The company also argued the law wasn’t followed because an office worker in the department’s office signed the paperwork, as opposed to the director, deputy director or chief clerk. But on this fact, the court found, defendant raised the issue for the first time on appeal, and thus it was not properly preserved for the court’s consideration.
Defendant insurer also argued plaintiffs weren’t named beneficiaries under the policy and that the policy didn’t even contain UIM benefits. The state high court did not deny that these defenses were potentially meritorious. However, the company didn’t respond in a timely manner to the proceedings against it even though it was properly notified. So from a legal standpoint, the default judgment was proper.
Auto insurance companies are notorious for doing everything they can to limit or outright deny liability. That’s why it’s so imperative to have an experienced auto accident lawyer on your side when filing a claim for compensation.

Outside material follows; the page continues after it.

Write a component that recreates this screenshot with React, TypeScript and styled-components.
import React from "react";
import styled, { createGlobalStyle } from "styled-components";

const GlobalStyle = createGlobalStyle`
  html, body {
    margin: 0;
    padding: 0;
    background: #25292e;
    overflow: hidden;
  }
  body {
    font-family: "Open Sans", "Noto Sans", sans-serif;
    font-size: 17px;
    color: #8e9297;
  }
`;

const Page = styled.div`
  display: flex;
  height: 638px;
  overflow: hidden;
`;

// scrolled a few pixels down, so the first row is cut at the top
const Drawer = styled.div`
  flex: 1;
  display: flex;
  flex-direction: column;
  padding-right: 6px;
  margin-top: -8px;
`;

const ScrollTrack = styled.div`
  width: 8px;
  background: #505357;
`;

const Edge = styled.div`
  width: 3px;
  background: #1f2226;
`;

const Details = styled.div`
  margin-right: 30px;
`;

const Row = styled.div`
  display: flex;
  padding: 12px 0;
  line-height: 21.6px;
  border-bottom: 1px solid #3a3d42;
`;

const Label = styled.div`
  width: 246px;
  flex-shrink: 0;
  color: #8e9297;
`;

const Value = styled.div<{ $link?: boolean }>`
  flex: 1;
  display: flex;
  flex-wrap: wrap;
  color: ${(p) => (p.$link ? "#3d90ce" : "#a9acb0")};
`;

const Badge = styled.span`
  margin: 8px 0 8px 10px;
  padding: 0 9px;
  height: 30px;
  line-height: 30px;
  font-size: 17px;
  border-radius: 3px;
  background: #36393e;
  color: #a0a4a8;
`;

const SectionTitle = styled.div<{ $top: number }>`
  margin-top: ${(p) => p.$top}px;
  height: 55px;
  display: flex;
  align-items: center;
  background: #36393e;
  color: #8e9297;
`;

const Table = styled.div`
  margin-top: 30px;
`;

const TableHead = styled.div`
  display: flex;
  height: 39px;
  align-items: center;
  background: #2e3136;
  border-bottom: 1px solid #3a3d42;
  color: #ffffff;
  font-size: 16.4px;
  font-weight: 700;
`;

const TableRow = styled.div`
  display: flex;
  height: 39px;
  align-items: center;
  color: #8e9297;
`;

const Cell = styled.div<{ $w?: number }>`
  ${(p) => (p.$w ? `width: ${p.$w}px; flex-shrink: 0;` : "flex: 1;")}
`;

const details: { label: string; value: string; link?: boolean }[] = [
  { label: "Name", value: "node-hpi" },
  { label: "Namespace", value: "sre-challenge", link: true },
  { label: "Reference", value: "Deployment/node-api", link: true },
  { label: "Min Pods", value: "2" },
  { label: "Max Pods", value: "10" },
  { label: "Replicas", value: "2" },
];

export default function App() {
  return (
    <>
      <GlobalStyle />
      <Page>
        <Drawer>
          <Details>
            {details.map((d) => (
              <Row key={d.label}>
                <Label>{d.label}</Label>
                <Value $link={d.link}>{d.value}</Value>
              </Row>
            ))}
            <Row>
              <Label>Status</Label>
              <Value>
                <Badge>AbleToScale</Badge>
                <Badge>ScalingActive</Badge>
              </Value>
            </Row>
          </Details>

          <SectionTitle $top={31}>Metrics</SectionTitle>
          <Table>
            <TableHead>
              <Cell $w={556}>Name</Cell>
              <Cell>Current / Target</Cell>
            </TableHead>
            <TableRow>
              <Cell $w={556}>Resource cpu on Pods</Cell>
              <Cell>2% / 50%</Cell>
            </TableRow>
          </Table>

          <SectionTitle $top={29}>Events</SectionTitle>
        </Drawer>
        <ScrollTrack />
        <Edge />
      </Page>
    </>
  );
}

While $3 million may sound excessive, consider that head-on collisions are some of the most injurious types of crashes. These are crashes that happen when one or both drivers crosses into an opposing lane of traffic. Because at least one of the vehicles is typically traveling at a higher rate of speed, these wrecks often result in outcomes that are far worse than in side-impact or rear-end crashes.
If you have been injured in an accident, contact the Hollander Law Firm at 888-751-7777 for a free and confidential consultation. There is no fee unless we win.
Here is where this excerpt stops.